En zij trokken op uit Egypte, en zij kwamen in het land Kanaan tot hun vader Jakob.
26 Da berichteten sie ihm: Joseph ist noch am Leben, ja er ist sogar Gebieter über ganz Ägypten. Da wurde er ganz starr, denn er konnte ihnen nicht glauben.
Toen boodschapten zij hem, zeggende: Jozef leeft nog, ja, ook is hij regeerder in gans Egypteland! Toen bezweek zijn hart, want hij geloofde hen niet.
27 Als sie ihm aber alles berichteten, was Joseph ihnen aufgetragen hatte, und als er die Wagen erblickte, die Joseph gesandt, um ihn hinzubringen, da kam wieder Leben in ihren Vater Jakob.

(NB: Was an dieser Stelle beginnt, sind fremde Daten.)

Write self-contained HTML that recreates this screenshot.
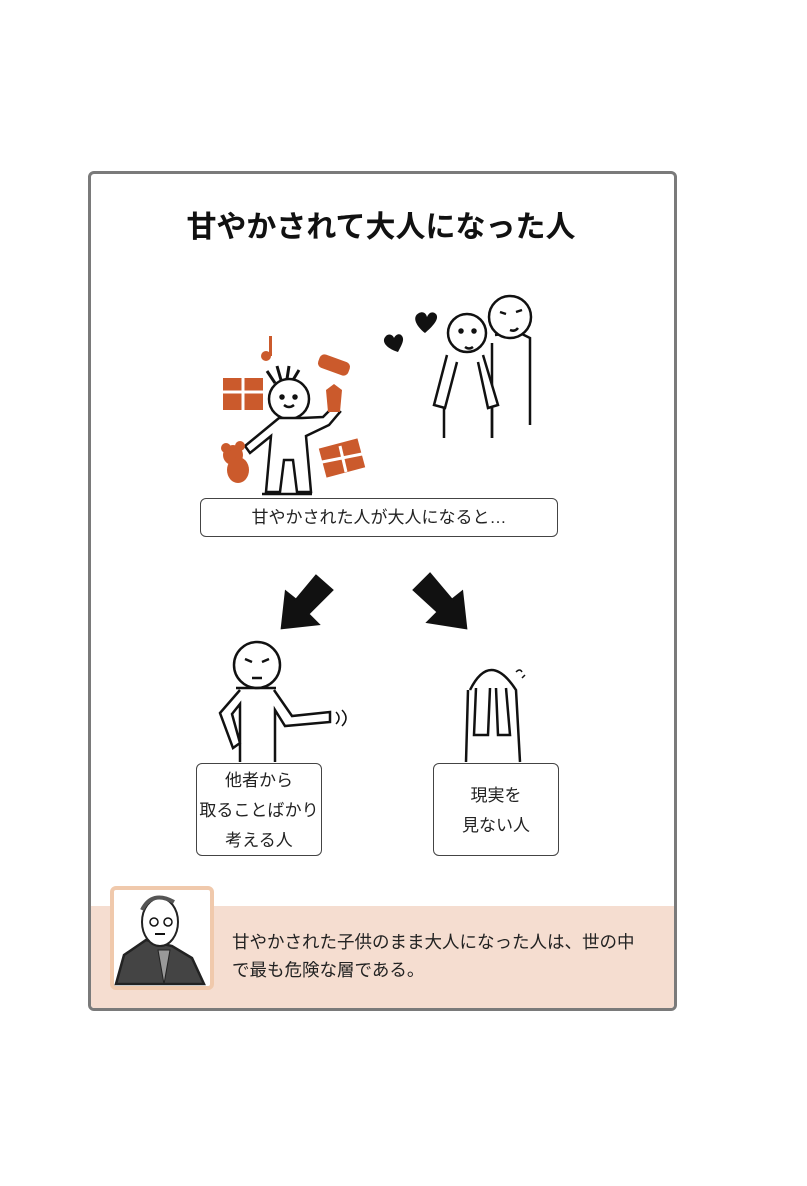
<!DOCTYPE html>
<html><head><meta charset="utf-8"><style>
body{margin:0;width:807px;height:1186px;background:#fff;position:relative;font-family:"Liberation Sans","Noto Sans CJK JP",sans-serif;overflow:hidden}
.frame{position:absolute;left:88px;top:171px;width:583px;height:834px;border:3px solid #7a7a7a;border-radius:6px;overflow:hidden;background:#fff}
.band{position:absolute;left:0;right:0;top:732px;bottom:0;background:#f5ddd0}
.title{position:absolute;left:0;width:762px;top:202px;text-align:center;font-size:30px;font-weight:bold;color:#111;letter-spacing:0px}
.box{position:absolute;border:1.5px solid #444;border-radius:6px;background:#fff;text-align:center;color:#222;font-size:17px}
.portrait{position:absolute;left:110px;top:886px;width:96px;height:96px;border:4px solid #f0c9ac;border-radius:6px;background:#fff}
.quote{position:absolute;left:232px;top:928px;font-size:17.5px;line-height:28px;color:#222}
svg{position:absolute;left:0;top:0}
</style></head><body>
<div class="frame"><div class="band"></div></div>
<div class="title">甘やかされて大人になった人</div>
<svg width="807" height="1186" fill="none" stroke="#111" stroke-width="2.5">
<defs><pattern id="h" width="5" height="5" patternUnits="userSpaceOnUse" patternTransform="rotate(45)"><rect width="5" height="5" fill="#fff"/><rect width="3" height="5" fill="#111"/></pattern></defs>
<!-- child -->
<circle cx="289" cy="399" r="20" fill="#fff"/>
<path d="M275 383 l-8 -12 M281 380 l-4 -14 M287 379 l2 -13 M293 380 l6 -10" stroke-width="3"/>
<circle cx="282" cy="397" r="1.5" fill="#111"/><circle cx="295" cy="397" r="1.5" fill="#111"/>
<path d="M284 405 q5 4 10 0"/>
<path d="M279 418 L245 446 L250 453 L271 436 L266 492 L280 492 L284 460 L293 460 L297 492 L311 492 L306 436 L329 425 L340 412 L333 407 L323 417 L302 418 Z" fill="#fff"/>
<path d="M262 494 h50" />
<g fill="#cb5a2c" stroke="none">
<rect x="223" y="378" width="40" height="32" /><rect x="322" y="443" width="40" height="30" transform="rotate(-15 342 458)"/>
<rect x="318" y="358" width="32" height="14" rx="5" transform="rotate(20 334 365)"/>
<path d="M326 390 l8 -6 l8 6 l-2 22 h-12 z"/>
<circle cx="233" cy="455" r="10"/><circle cx="226" cy="448" r="5"/><circle cx="240" cy="446" r="5"/>
<ellipse cx="238" cy="470" rx="11" ry="13"/>
<circle cx="266" cy="356" r="5"/><rect x="269" y="336" width="3" height="20"/>
</g>
<g stroke="#fff" stroke-width="3"><path d="M243 378 v32 M223 392 h40 M340 446 l6 26 M322 462 l40 -8"/></g>
<path d="M425 333 c-8 -6 -14 -16 -6 -20 c4 -2 7 0 8 4 c2 -5 6 -6 9 -3 c4 5 -4 13 -11 19z" fill="#111" stroke="none"/>
<path d="M398 352 c-10 -3 -18 -10 -12 -16 c3 -3 7 -1 8 2 c2 -4 6 -5 8 -2 c3 4 -1 10 -4 16z" fill="#111" stroke="none"/>
<path d="M495 335 L518 332 L530 338 V425 M492 343 V438" fill="#fff"/>
<circle cx="510" cy="317" r="21" fill="#fff"/>
<path d="M500 312 l6 2 M516 312 l6 -2 M510 330 q5 2 8 -2"/>
<circle cx="467" cy="333" r="19" fill="#fff"/>
<circle cx="461" cy="331" r="1.5" fill="#111"/><circle cx="474" cy="331" r="1.5" fill="#111"/>
<path d="M465 347 q4 3 8 0"/>
<path d="M447 355 L434 405 L445 408 L457 362 M483 355 L498 405 L488 408 L478 362" fill="#fff"/>
<path d="M444 408 V438 M492 408 V438"/>
<g fill="url(#h)" stroke="#111" stroke-width="2.5">
<path d="M316 576 L332 590 L308 614 L318 624 L282 628 L286 592 L296 600 Z"/>
<path d="M430 574 L414 590 L438 612 L428 622 L466 628 L462 592 L452 600 Z"/>
</g>
<circle cx="257" cy="665" r="23" fill="#fff"/>
<path d="M245 659 l7 3 M262 662 l7 -3 M252 678 h10"/>
<path d="M240 690 L220 713 L233 748 L240 743 L232 714 L240 704 V762 M274 690 L292 716 L330 712 L330 722 L285 726 L275 710 V762" fill="#fff"/>
<path d="M236 688 h40" />
<path d="M336 712 q6 6 0 12 M342 710 q8 8 0 16" stroke-width="1.5"/>
<path d="M470 690 q20 -40 46 0 L520 762 M468 690 L466 762" fill="#fff"/>
<path d="M476 688 L474 735 L488 735 L490 688 M496 688 L498 735 L510 735 L506 688" fill="#fff"/>
<path d="M516 672 q4 -4 6 0 M522 678 l3 -3" stroke-width="1.5"/>
</svg>
<div class="box" style="left:200px;top:498px;width:356px;height:37px;line-height:37px">甘やかされた人が大人になると…</div>
<div class="box" style="left:196px;top:763px;width:126px;height:93px;line-height:30px;padding-top:2px;box-sizing:border-box">他者から<br>取ることばかり<br>考える人</div>
<div class="box" style="left:433px;top:763px;width:126px;height:93px;line-height:30px;padding-top:17px;box-sizing:border-box">現実を<br>見ない人</div>
<div class="portrait"></div>
<svg width="807" height="1186" fill="none" stroke="#111" stroke-width="2.5">
<path d="M116 984 L124 955 L146 940 L172 946 L192 958 L204 984 Z" fill="#444" stroke="#222"/>
<path d="M158 950 L164 984 L170 950 Z" fill="#999" stroke="#222" stroke-width="1"/>
<ellipse cx="160" cy="922" rx="18" ry="24" fill="#fff" stroke="#222" stroke-width="2"/>
<circle cx="154" cy="922" r="4" stroke-width="1.5"/><circle cx="168" cy="922" r="4" stroke-width="1.5"/>
<path d="M142 910 q10 -20 32 -8" stroke="#555" stroke-width="4"/>
<path d="M155 934 h10" stroke-width="2"/>
</svg>
<div class="quote">甘やかされた子供のまま大人になった人は、世の中<br>で最も危険な層である。</div>
</body></html>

Maar als zij tot hem gesproken hadden al de woorden van Jozef, die hij tot hen gesproken had, en dat hij de wagenen zag, die Jozef gezonden had om hem te voeren, zo werd de geest van Jakob hun vader, levendig.
28 Da sprach Israel: Genug - mein Sohn Joseph ist noch am Leben! ich will hin und ihn sehen, bevor ich sterbe.
En Israel zeide: Het is genoeg! mijn zoon Jozef leeft nog! ik zal gaan, en hem zien, eer ik sterve!